The conundrum facing manufacturing is real. Despite a growing economy, manufacturing and mining industries didn’t see much improvement in employment last year, a sign that economic growth is not spreading equally. “If you’re in a bifurcated economy ... it’s not broadly growing across the board; it’s spotty,” Mr. Christopher says.

Economists expect the unemployment rate to stay low, around 4.5 percent, and the labor market to tighten in 2017, which means wages and salaries should continue to rise. Payne projects that they will grow 3 percent next year. This could entice some people back into the labor market. The nation continues to have an unusually large contingent of Americans who have stopped looking for work, economists say.

While the widespread tax cuts, regulation rollbacks, and infrastructure spending promised by the new administration are expected to add more juice to the economy – though it’s arguable whether the benefits will be widespread – that likely won’t happen until 2018 and 2019, experts expect.
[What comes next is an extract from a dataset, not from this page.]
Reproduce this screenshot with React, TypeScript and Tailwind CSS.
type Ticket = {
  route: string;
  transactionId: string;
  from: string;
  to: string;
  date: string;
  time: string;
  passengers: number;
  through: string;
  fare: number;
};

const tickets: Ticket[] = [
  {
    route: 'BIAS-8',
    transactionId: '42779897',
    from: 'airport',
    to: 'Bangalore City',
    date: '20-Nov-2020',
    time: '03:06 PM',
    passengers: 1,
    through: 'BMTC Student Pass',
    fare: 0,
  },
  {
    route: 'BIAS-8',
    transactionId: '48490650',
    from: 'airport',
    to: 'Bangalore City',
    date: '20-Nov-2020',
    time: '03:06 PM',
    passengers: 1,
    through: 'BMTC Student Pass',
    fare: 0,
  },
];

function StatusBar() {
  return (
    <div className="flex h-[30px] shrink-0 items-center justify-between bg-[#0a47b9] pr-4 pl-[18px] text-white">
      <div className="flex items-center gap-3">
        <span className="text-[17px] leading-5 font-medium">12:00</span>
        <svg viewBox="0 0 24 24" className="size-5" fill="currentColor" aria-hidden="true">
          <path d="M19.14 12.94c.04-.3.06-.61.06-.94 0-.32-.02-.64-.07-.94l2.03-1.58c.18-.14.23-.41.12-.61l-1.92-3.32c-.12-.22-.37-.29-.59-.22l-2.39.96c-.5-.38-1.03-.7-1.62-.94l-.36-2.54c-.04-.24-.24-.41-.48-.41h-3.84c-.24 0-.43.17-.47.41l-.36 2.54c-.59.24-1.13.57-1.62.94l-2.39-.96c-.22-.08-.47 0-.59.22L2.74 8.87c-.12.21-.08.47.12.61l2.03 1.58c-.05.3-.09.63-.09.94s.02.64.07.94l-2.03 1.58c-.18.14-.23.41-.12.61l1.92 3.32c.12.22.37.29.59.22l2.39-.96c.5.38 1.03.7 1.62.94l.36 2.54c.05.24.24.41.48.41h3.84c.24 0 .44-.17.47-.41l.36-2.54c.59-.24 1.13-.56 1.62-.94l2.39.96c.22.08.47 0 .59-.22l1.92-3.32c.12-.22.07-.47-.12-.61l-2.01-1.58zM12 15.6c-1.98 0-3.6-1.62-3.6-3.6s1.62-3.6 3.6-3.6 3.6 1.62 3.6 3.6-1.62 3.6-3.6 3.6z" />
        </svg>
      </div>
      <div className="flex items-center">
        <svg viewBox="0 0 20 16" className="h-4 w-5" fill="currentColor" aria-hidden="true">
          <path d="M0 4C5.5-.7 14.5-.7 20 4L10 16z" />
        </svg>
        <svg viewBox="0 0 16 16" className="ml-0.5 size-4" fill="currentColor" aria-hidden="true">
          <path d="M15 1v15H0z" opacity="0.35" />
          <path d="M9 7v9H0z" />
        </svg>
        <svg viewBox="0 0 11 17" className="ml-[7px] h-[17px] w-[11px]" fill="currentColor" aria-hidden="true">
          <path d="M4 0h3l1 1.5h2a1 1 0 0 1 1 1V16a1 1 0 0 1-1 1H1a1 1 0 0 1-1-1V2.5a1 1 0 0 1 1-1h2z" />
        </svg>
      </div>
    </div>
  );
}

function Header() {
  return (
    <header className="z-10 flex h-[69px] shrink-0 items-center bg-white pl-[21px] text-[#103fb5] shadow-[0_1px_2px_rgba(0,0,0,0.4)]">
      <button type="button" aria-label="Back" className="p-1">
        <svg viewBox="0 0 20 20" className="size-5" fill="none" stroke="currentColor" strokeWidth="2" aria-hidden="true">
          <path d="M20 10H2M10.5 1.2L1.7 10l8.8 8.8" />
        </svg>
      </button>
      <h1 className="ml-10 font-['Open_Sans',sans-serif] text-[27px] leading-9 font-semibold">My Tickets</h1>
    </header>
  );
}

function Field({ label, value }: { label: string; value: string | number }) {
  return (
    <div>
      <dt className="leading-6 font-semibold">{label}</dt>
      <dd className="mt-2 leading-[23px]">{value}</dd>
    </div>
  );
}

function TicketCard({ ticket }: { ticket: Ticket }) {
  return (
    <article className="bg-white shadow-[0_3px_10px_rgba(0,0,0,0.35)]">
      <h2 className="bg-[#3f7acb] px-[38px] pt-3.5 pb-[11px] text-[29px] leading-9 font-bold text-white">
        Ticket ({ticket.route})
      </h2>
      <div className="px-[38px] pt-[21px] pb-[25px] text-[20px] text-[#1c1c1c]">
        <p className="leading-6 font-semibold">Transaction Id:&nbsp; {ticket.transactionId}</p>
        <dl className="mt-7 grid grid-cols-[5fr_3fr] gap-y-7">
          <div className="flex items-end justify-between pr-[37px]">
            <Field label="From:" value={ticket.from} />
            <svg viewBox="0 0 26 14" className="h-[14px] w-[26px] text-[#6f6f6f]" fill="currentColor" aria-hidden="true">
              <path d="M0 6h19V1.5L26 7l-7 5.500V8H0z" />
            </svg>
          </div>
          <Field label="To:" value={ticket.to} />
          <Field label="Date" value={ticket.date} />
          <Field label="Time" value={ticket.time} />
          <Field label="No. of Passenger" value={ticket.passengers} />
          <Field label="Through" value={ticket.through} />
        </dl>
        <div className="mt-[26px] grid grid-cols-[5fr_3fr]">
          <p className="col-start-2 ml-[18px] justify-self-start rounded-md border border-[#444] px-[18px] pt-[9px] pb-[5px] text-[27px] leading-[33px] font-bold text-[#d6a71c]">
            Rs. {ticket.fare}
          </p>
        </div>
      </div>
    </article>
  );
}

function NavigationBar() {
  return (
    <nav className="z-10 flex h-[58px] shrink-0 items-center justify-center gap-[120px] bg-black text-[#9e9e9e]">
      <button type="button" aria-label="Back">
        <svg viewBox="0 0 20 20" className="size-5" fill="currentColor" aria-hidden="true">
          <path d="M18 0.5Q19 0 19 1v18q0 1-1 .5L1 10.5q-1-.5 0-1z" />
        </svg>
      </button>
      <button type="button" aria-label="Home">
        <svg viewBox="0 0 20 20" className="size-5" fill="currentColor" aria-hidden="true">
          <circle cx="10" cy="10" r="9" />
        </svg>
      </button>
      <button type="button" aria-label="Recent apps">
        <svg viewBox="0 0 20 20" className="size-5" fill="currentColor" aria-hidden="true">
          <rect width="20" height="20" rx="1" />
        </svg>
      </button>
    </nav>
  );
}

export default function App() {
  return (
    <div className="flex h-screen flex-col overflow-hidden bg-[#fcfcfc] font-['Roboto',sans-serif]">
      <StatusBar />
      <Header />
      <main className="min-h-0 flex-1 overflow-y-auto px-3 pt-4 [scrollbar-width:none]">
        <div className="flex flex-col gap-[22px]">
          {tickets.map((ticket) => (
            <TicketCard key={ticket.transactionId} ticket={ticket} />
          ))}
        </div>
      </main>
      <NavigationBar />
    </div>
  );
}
This is because the proposed, massive tax reform – the biggest since Ronald Reagan’s in 1986 – and other economic policies will take time for the administration and US Congress to implement.

One tax policy expert, Steven Rosenthal, projects that the cut in the capital-gains tax, which taxes investment income such as stocks, bonds, and real estate, could come as soon as spring 2017. The last three times the maximum capital gains rate was cut (1981, 1997, and 2003), Mr. Rosenthal found, Congress pushed the discount into effect in May or June, in some cases months before a law was enacted.

The reason, he explains, is that Congress worries that Americans will hold onto their assets until the law takes effect, stalling the market.

“Hold your assets to sell after spring,” advises Rosenthal, senior fellow at the Urban Institute, a nonpartisan think tank. Come spring, some people could save 7 percentage points on their capital gains tax, CNBC calculates.